Both Street Sense and Curlin got brief freshenings following the Triple Crown. If last week was any indication, both are hungering to launch into the second half of their 3-year-old campaigns.

Street Sense announced his readiness with a scary-good five-furlong work in 57.40 seconds on Thursday at Churchill Downs. Officially, Churchill clockers caught his last eighth of a mile in 10 seconds, though his connections realize that was probably incorrect.

Wilkes, who was at Churchill that morning, said he caught the final quarter of the move in 22.40 seconds with the last eighth in 11.20. Regardless, the work was an indication to Wilkes and the colt's regular jockey, Calvin Borel, of how well Street Sense is doing heading into the summer.

"We wanted a good work," Wilkes said. "He probably worked a little faster than I thought he would, but it's the way he did it. He did it easy, he wasn't stressed, he hasn't left any feed, so it didn't hurt him."

Borel, who was on the Saratoga backside Monday morning, said he feels a more powerful colt underneath him.

"He's gotten more aggressive," Borel said. "The way he finished up the other morning, he was more forward with me at the end. The colt's starting to mature now. He's starting to put everything together a lot more, believe me."

After the Preakness, Nafzger said that Street Sense's only problem was that he has a tendency to wait on horses. It won't be known until he gets into another stretch duel whether he's gotten over that.

"I think it's just maturity," Wilkes said. "You'll find they'll mature, and maturity will cure a lot of things. You'll learn more when you go back to the races."

Curlin came a long way in a short period of time, winning a maiden race on Feb. 3, then sweeping through the Rebel and Arkansas Derby before running third in the Kentucky Derby in his fourth lifetime start.

Following his victory in the Preakness and narrow loss in the Belmont, Curlin remained in light training before returning to the work tab on July 2. He worked twice at Churchill and fired a bullet five-furlong move at Saratoga on July 17. He was scheduled to work again on Tuesday.

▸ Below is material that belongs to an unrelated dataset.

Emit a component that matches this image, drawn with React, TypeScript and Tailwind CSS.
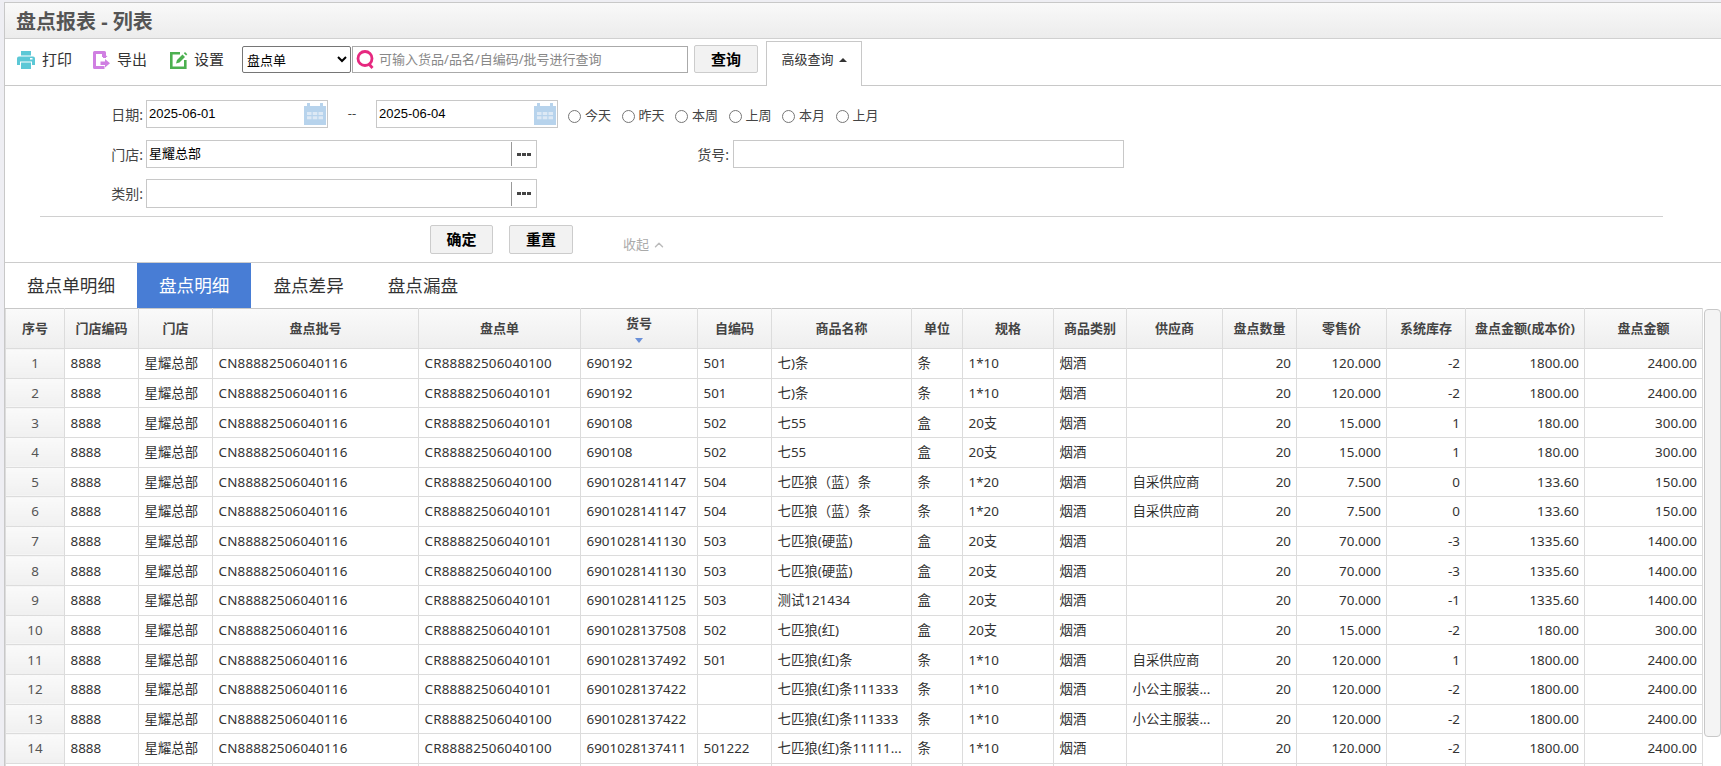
import { ChevronUp } from "lucide-react";

const cols = [
  { title: "序号", width: "w-[59px]" },
  { title: "门店编码", width: "w-[74px]" },
  { title: "门店", width: "w-[74px]" },
  { title: "盘点批号", width: "w-[206px]" },
  { title: "盘点单", width: "w-[162px]" },
  { title: "货号", width: "w-[117px]" },
  { title: "自编码", width: "w-[74px]" },
  { title: "商品名称", width: "w-[140px]" },
  { title: "单位", width: "w-[51px]" },
  { title: "规格", width: "w-[91px]" },
  { title: "商品类别", width: "w-[73px]" },
  { title: "供应商", width: "w-[96px]" },
  { title: "盘点数量", width: "w-[74px]" },
  { title: "零售价", width: "w-[90px]" },
  { title: "系统库存", width: "w-[79px]" },
  { title: "盘点金额(成本价)", width: "w-[119px]" },
  { title: "盘点金额", width: "w-[118px]" },
];

// order, barcode, own code, name, unit, spec, supplier, price, stock, cost, amount
const rows = [
  ["100", "690192", "501", "七)条", "条", "1*10", "", "120.000", "-2", "1800.00", "2400.00"],
  ["101", "690192", "501", "七)条", "条", "1*10", "", "120.000", "-2", "1800.00", "2400.00"],
  ["101", "690108", "502", "七55", "盒", "20支", "", "15.000", "1", "180.00", "300.00"],
  ["100", "690108", "502", "七55", "盒", "20支", "", "15.000", "1", "180.00", "300.00"],
  ["100", "6901028141147", "504", "七匹狼（蓝）条", "条", "1*20", "自采供应商", "7.500", "0", "133.60", "150.00"],
  ["101", "6901028141147", "504", "七匹狼（蓝）条", "条", "1*20", "自采供应商", "7.500", "0", "133.60", "150.00"],
  ["101", "6901028141130", "503", "七匹狼(硬蓝)", "盒", "20支", "", "70.000", "-3", "1335.60", "1400.00"],
  ["100", "6901028141130", "503", "七匹狼(硬蓝)", "盒", "20支", "", "70.000", "-3", "1335.60", "1400.00"],
  ["101", "6901028141125", "503", "测试121434", "盒", "20支", "", "70.000", "-1", "1335.60", "1400.00"],
  ["101", "6901028137508", "502", "七匹狼(红)", "盒", "20支", "", "15.000", "-2", "180.00", "300.00"],
  ["101", "6901028137492", "501", "七匹狼(红)条", "条", "1*10", "自采供应商", "120.000", "1", "1800.00", "2400.00"],
  ["101", "6901028137422", "", "七匹狼(红)条111333", "条", "1*10", "小公主服装...", "120.000", "-2", "1800.00", "2400.00"],
  ["100", "6901028137422", "", "七匹狼(红)条111333", "条", "1*10", "小公主服装...", "120.000", "-2", "1800.00", "2400.00"],
  ["100", "6901028137411", "501222", "七匹狼(红)条11111...", "条", "1*10", "", "120.000", "-2", "1800.00", "2400.00"],
];

function PrinterIcon() {
  return (
    <svg width="18" height="18" viewBox="0 0 18 18" className="shrink-0">
      <path d="M4 0h10v4.500H4z" fill="#5cc8d6" />
      <path d="M2 5.500h14a2 2 0 0 1 2 2V14h-3v-3.500H3V14H0V7.500a2 2 0 0 1 2-2z" fill="#5cc8d6" />
      <rect x="13" y="7" width="2.500" height="1.500" fill="#fff" />
      <path d="M4 11.500h10V18H4z" fill="#5cc8d6" />
    </svg>
  );
}

function ExportIcon() {
  return (
    <svg width="18" height="18" viewBox="0 0 18 18" className="shrink-0">
      <path d="M11.500 7V1.500H1.500v15h10" fill="none" stroke="#d07fe2" strokeWidth="3" strokeLinejoin="round" />
      <path d="M9 0l5.500 6H9z" fill="#d07fe2" />
      <path d="M7.500 10.500H12V8l5 4.200-5 4.200V14H7.500z" fill="#d07fe2" />
    </svg>
  );
}

function EditIcon() {
  return (
    <svg width="18" height="18" viewBox="0 0 18 18" className="shrink-0">
      <path d="M10 2.200H1.300v14.500h14V9" fill="none" stroke="#4cb050" strokeWidth="2.600" />
      <path d="M6 12.500l1-3.500 5.500-5.500 2.500 2.500-5.500 5.500z" fill="#4cb050" />
      <path d="M13.800 2.200L15 1l2.300 2.300-1.200 1.200z" fill="#4cb050" />
    </svg>
  );
}

function SearchIcon() {
  return (
    <svg width="19" height="19" viewBox="0 0 19 19" className="shrink-0">
      <circle cx="9" cy="8.500" r="7" fill="none" stroke="#e6287f" strokeWidth="2.800" />
      <path d="M13 14l3.500 4" stroke="#e6287f" strokeWidth="2.800" />
    </svg>
  );
}

function CalendarIcon() {
  return (
    <svg width="22" height="22" viewBox="0 0 22 22" className="shrink-0">
      <path d="M0 3h3V0h3v3h10V0h3v3h3v19H0z" fill="#b7d3ec" />
      <path
        d="M3 9h4.500v3H3zM8.700 9h4.600v3H8.700zM14.500 9H19v3h-4.500zM3 13.200h4.500v3H3zM8.700 13.200h4.600v3H8.700zM14.500 13.200H19v3h-4.500z"
        fill="#dde9f5"
      />
    </svg>
  );
}

function DateField({ value }: { value: string }) {
  return (
    <div className="flex h-[28px] w-[182px] items-center justify-between border border-[#c8c8c8] pl-[2px] pr-px font-['Liberation_Sans','Noto_Sans_CJK_SC',sans-serif] text-[13px] text-black">
      {value}
      <CalendarIcon />
    </div>
  );
}

function PickerField({ value, tall }: { value?: string; tall?: boolean }) {
  return (
    <div
      className={`flex w-[391px] items-center border border-[#c8c8c8] text-[13px] text-black ${
        tall ? "h-[29px]" : "h-[28px]"
      }`}
    >
      <span className="flex-1 pl-[2px]">{value}</span>
      <span className="flex h-[24px] w-[25px] items-center justify-center gap-px border-l border-[#999]">
        <i className="h-[3px] w-[4px] bg-[#444]" />
        <i className="h-[3px] w-[4px] bg-[#444]" />
        <i className="h-[3px] w-[4px] bg-[#444]" />
      </span>
    </div>
  );
}

function Radio({ label }: { label: string }) {
  return (
    <label className="flex w-[53.5px] items-center gap-[4px] pt-[4px] text-[13px] text-[#444]">
      <input type="radio" name="range" className="h-[13px] w-[13px] shrink-0" />
      {label}
    </label>
  );
}

export default function App() {
  return (
    <div className="h-screen overflow-hidden bg-[#eeeef3] pl-[4px] pt-[2px] font-['Noto_Sans','Noto_Sans_CJK_SC',sans-serif] text-[#333]">
      <div className="h-full border-l border-t border-[#c8c8c8] bg-white">
        <div className="flex h-[36px] items-center border-b border-[#d0d0d0] bg-gradient-to-b from-[#f9f9f9] to-[#ececec] pl-[11px] pt-[3px] text-[20px] font-bold text-[#555]">
          盘点报表 - 列表
        </div>

        <div className="flex h-[47px] items-start border-b border-[#c8c8c8] pt-[7px] text-[15px]">
          <div className="ml-[12px] flex h-[27px] items-center gap-[7px]">
            <PrinterIcon />
            打印
          </div>
          <div className="ml-[21px] flex h-[27px] items-center gap-[6px]">
            <ExportIcon />
            导出
          </div>
          <div className="ml-[23px] flex h-[27px] items-center gap-[6px]">
            <EditIcon />
            设置
          </div>
          <select className="ml-[18px] h-[27px] w-[109px] rounded-[2px] border border-[#767676] bg-white text-[13px] text-black">
            <option>盘点单</option>
          </select>
          <div className="ml-px flex h-[27px] w-[336px] items-center gap-[4px] border border-[#aaa] pl-[3px]">
            <SearchIcon />
            <input
              placeholder="可输入货品/品名/自编码/批号进行查询"
              className="min-w-0 flex-1 text-[13px] outline-none placeholder:text-[#888]"
            />
          </div>
          <button className="-mt-px ml-[6px] h-[28px] w-[64px] rounded-[2px] border border-[#ccc] bg-[#f2f2f2] text-[15px] font-bold text-black">
            查询
          </button>
          <div className="relative -mb-px ml-[8px] flex h-[45px] w-[96px] items-center justify-center gap-[5px] self-end border border-b-0 border-[#c8c8c8] bg-white pb-[9px] text-[13px]">
            高级查询
            <i className="h-0 w-0 border-x-[4px] border-b-[4px] border-x-transparent border-b-[#333]" />
          </div>
        </div>

        <div className="h-[177px] border-b border-[#ccc] pt-[14px] text-[14px]">
          <div className="flex items-center">
            <span className="w-[141px] pr-[3px] text-right text-[#444]">日期:</span>
            <DateField value="2025-06-01" />
            <span className="w-[48px] text-center text-[13px] text-[#444]">--</span>
            <DateField value="2025-06-04" />
            <div className="ml-[10px] flex">
              {["今天", "昨天", "本周", "上周", "本月", "上月"].map((r) => (
                <Radio key={r} label={r} />
              ))}
            </div>
          </div>
          <div className="mt-[12px] flex items-center">
            <span className="w-[141px] pr-[3px] text-right text-[#444]">门店:</span>
            <PickerField value="星耀总部" />
            <span className="w-[196px] pr-[4px] text-right text-[#444]">货号:</span>
            <div className="h-[28px] w-[391px] border border-[#c8c8c8]" />
          </div>
          <div className="mt-[11px] flex items-center">
            <span className="w-[141px] pr-[3px] text-right text-[#444]">类别:</span>
            <PickerField tall />
          </div>
          <div className="ml-[35px] mt-[8px] w-[1623px] border-t border-[#d0d0d0]" />
          <div className="ml-[425px] mt-[8px] flex items-start gap-[16px]">
            <button className="h-[29px] w-[63px] rounded-[2px] border border-[#ccc] bg-[#f2f2f2] text-[15px] font-bold text-black">
              确定
            </button>
            <button className="h-[29px] w-[64px] rounded-[2px] border border-[#ccc] bg-[#f2f2f2] text-[15px] font-bold text-black">
              重置
            </button>
            <span className="ml-[34px] mt-[10px] flex items-center gap-[3px] text-[13px] text-[#aaa]">
              收起
              <ChevronUp size={14} strokeWidth={2.5} className="text-[#bbb]" />
            </span>
          </div>
        </div>

        <div className="flex h-[45px] text-[17.6px] text-[#333]">
          <div className="flex items-center px-[22px]">盘点单明细</div>
          <div className="flex items-center bg-[#487dd5] px-[22px] text-white">盘点明细</div>
          <div className="flex items-center px-[22px]">盘点差异</div>
          <div className="flex items-center px-[22px]">盘点漏盘</div>
        </div>

        <div className="flex items-start">
          <table className="w-[1697px] table-fixed border-collapse text-[13.4px]">
            <colgroup>
              {cols.map((c) => (
                <col key={c.title} className={c.width} />
              ))}
            </colgroup>
            <thead>
              <tr className="h-[40px] bg-gradient-to-b from-[#fafafa] to-[#eeeeee]">
                {cols.map((c) => (
                  <th key={c.title} className="border border-[#dcdcdc] border-t-[#c8c8c8] p-0 text-center text-[13px] font-bold text-[#444]">
                    {c.title}
                    {c.title === "货号" && (
                      <i className="mx-auto mt-[4px] block h-0 w-0 border-x-[4.5px] border-t-[5px] border-x-transparent border-t-[#6a90d8]" />
                    )}
                  </th>
                ))}
              </tr>
            </thead>
            <tbody>
              {rows.map((r, i) => (
                <tr key={i} className="h-[29.64px]">
                  <td className="border border-[#dcdcdc] bg-gradient-to-b from-[#fafafa] to-[#f0f0f0] p-0 text-center text-[#555]">{i + 1}</td>
                  <td className="truncate border border-[#dcdcdc] px-[5.5px]">8888</td>
                  <td className="truncate border border-[#dcdcdc] px-[5.5px]">星耀总部</td>
                  <td className="truncate border border-[#dcdcdc] px-[5.5px] tracking-[0.2px]">CN88882506040116</td>
                  <td className="truncate border border-[#dcdcdc] px-[5.5px] tracking-[0.2px]">CR88882506040{r[0]}</td>
                  <td className="truncate border border-[#dcdcdc] px-[5.5px]">{r[1]}</td>
                  <td className="truncate border border-[#dcdcdc] px-[5.5px]">{r[2]}</td>
                  <td className="truncate border border-[#dcdcdc] px-[5.5px]">{r[3]}</td>
                  <td className="truncate border border-[#dcdcdc] px-[5.5px]">{r[4]}</td>
                  <td className="truncate border border-[#dcdcdc] px-[5.5px]">{r[5]}</td>
                  <td className="truncate border border-[#dcdcdc] px-[5.5px]">烟酒</td>
                  <td className="truncate border border-[#dcdcdc] px-[5.5px]">{r[6]}</td>
                  <td className="border border-[#dcdcdc] pr-[5px] text-right">20</td>
                  <td className="border border-[#dcdcdc] pr-[5px] text-right">{r[7]}</td>
                  <td className="border border-[#dcdcdc] pr-[5px] text-right">{r[8]}</td>
                  <td className="border border-[#dcdcdc] pr-[5px] text-right">{r[9]}</td>
                  <td className="border border-[#dcdcdc] pr-[5px] text-right">{r[10]}</td>
                </tr>
              ))}
              <tr className="h-[29.64px]">
                {cols.map((c) => (
                  <td key={c.title} className="border border-[#dcdcdc]" />
                ))}
              </tr>
            </tbody>
          </table>
          <div className="ml-px flex-1 pt-px">
            <div className="h-[428px] rounded-[4px] border border-[#c8c8c8] bg-[#f4f4f4]" />
          </div>
        </div>
      </div>
    </div>
  );
}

"I still think he's easily recognizable," Asmussen said. "He is a big, strong, good-looking moving horse."

Asmussen believes running in the Haskell will pay dividends for Curlin in the Breeders' Cup.

"I've only had [one] chance to run him at the same track twice," Asmussen said. "His state of mind and knowing where he was was very obvious [in the Arkansas Derby]. That's why this race at Monmouth is invaluable. It's an opportunity I don't think we can pass up because of the importance of the Classic this year."